At CES 2024, NVIDIA’s Jensen Huang unveiled Alpamaio, an open-source AI driving stack. This move shifts NVIDIA from just selling chips to providing a complete solution—models, simulation tools, and software—potentially disrupting the automotive industry. Alpamaio, developed over six to seven years, aims to solve critical “long-tail” problems in end-to-end autonomous driving systems that have kept many stuck at Level 2/3.
The foundation is the World Foundation Model, Cosmos, trained on 20 million hours of real-world video. It understands the physical world by generating scenes, reasoning, and predicting trajectories. Integrated with NVIDIA’s Omniverse for high-fidelity simulation, Cosmos helps AI grasp real-world physics, saving developers immense effort.
Within Alpamaio, Cosmos serves two key roles:
- Generating vast simulated training data, creating rare or hard-to-capture driving scenarios (e.g., extreme weather, accidents) through a blend of autoregressive and diffusion mechanisms. This embodies the “computation is data” philosophy.
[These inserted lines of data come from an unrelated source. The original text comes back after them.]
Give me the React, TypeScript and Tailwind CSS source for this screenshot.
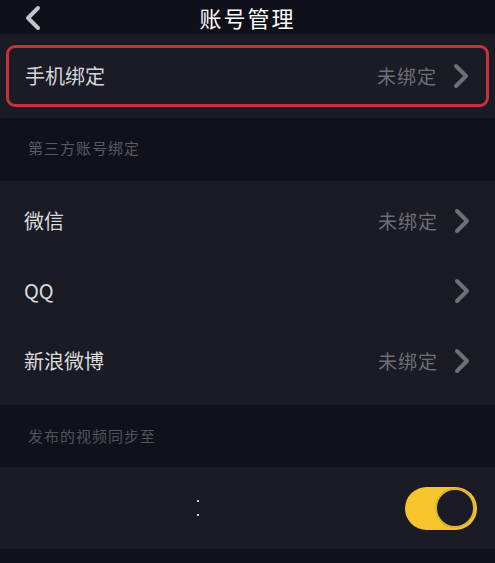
import React from "react";

const font = { fontFamily: '"Noto Sans CJK SC", "Noto Sans", sans-serif' };

function Chevron() {
  return (
    <svg width="18" height="26" viewBox="0 0 18 26" className="shrink-0">
      <path
        d="M4 3 L14 13 L4 23"
        fill="none"
        stroke="#6f6f75"
        strokeWidth="4"
        strokeLinecap="round"
        strokeLinejoin="round"
      />
    </svg>
  );
}

function Row({ label, value }: { label: string; value?: string }) {
  return (
    <div className="flex items-center h-[70px] pl-6 pr-[24px]">
      <span className="text-[20px] text-[#dcdcdf] flex-1">{label}</span>
      {value && <span className="text-[19px] text-[#6e6f75] mr-[15px] tracking-[1px]">{value}</span>}
      <Chevron />
    </div>
  );
}

export default function App() {
  return (
    <div className="w-[495px] h-[563px] bg-[#10111a] overflow-hidden" style={font}>
      {/* Header */}
      <header className="relative h-[34px] flex items-center justify-center bg-[#0f1019]">
        <svg width="18" height="26" viewBox="0 0 18 26" className="absolute left-[24px] top-[5px]">
          <path
            d="M14 3 L4 13 L14 23"
            fill="none"
            stroke="#c4c4c8"
            strokeWidth="4"
            strokeLinecap="round"
            strokeLinejoin="round"
          />
        </svg>
        <h1 className="text-[22px] text-white leading-none tracking-[2px]">账号管理</h1>
      </header>

      {/* Phone binding */}
      <div className="bg-[#1a1b24] h-[84px] px-[6px] pt-[11px]">
        <div className="h-[62px] rounded-[9px] border-[3px] border-[#c8303e] flex items-center pl-[16px] pr-[16px]">
          <span className="text-[20px] text-[#d6d6da] flex-1">手机绑定</span>
          <span className="text-[19px] text-[#6e6f75] mr-[15px] tracking-[1px]">未绑定</span>
          <Chevron />
        </div>
      </div>

      {/* Third party */}
      <div className="h-[63px] flex items-center pl-[28px] pb-[2px] bg-[#10111a]">
        <span className="text-[15px] text-[#5a5b63] tracking-[1px]">第三方账号绑定</span>
      </div>
      <div className="bg-[#1a1b24] h-[224px] pt-[5px] flex flex-col">
        <Row label="微信" value="未绑定" />
        <Row label="QQ" />
        <Row label="新浪微博" value="未绑定" />
      </div>

      {/* Sync */}
      <div className="h-[62px] flex items-center pl-[28px] bg-[#10111a]">
        <span className="text-[15px] text-[#52535b] tracking-[1px]">发布的视频同步至</span>
      </div>
      <div className="bg-[#1a1b24] h-[82px] flex items-center pr-[18px]">
        <div className="flex-1 flex pl-[197px]">
          <div className="flex flex-col gap-[12px]">
            <span className="w-[2px] h-[2px] bg-[#cfcfd2]" />
            <span className="w-[2px] h-[2px] bg-[#cfcfd2]" />
          </div>
        </div>
        <div className="w-[72px] h-[43px] rounded-full bg-[#f6c52c] flex items-center justify-end p-[2px]">
          <div className="w-[40px] h-[40px] rounded-full bg-[#1a1b24] border-[2px] border-[#d9b437]" />
        </div>
      </div>
    </div>
  );
}
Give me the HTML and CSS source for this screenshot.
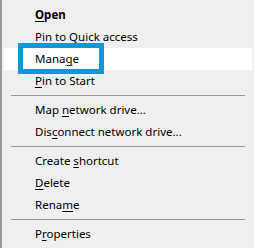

- Acting as the backbone for the reasoning model, specifically the Cosmos Reason branch (~82B parameters). This model translates visual input into text-based “causal chains” for decision-making, forming the core of Alpamaio 2.0.
Alpamaio 2.0 has three highlights:
- Causal Chain Dataset: Trained on over 700,000 reasoning trajectories explained in natural language. This helps the system break down novel, complex situations into manageable sub-tasks, improving interpretability and handling of edge cases.
- Diffusion Trajectory Decoder: A ~23B parameter model that converts Cosmos Reason’s high-level reasoning into physically plausible vehicle trajectories, constrained by real vehicle dynamics, planning 6.4 seconds ahead.
- Multi-Stage Training: A four-phase strategy to avoid “black box” issues:
- Phase 1: Train Cosmos Reason as a Vision-Language Model (VLM) on general and driving-specific visual Q&A data.
- Phase 2: Pre-train the full Alpamaio system on 80,000+ hours of general driving data (some with LiDAR) to extend VLM to Vision-Language-Action (VLA) capability.
- Phase 3: Supervised fine-tuning using the massive Causal Chain Dataset (human-machine annotated) to enhance reasoning.
- Phase 4: Reinforcement learning in simulation to align reasoning with action and improve robustness.
In essence, Alpamaio combines VLA (language-based reasoning) and World Model capabilities. This contrasts with non-VLA, “end-to-end” approaches (like Tesla’s FSD) that map vision directly to action without explicit language-based reasoning. By open-sourcing such a comprehensive stack, NVIDIA is providing a potentially shortcut for automakers, bundling hardware with a sophisticated AI software suite.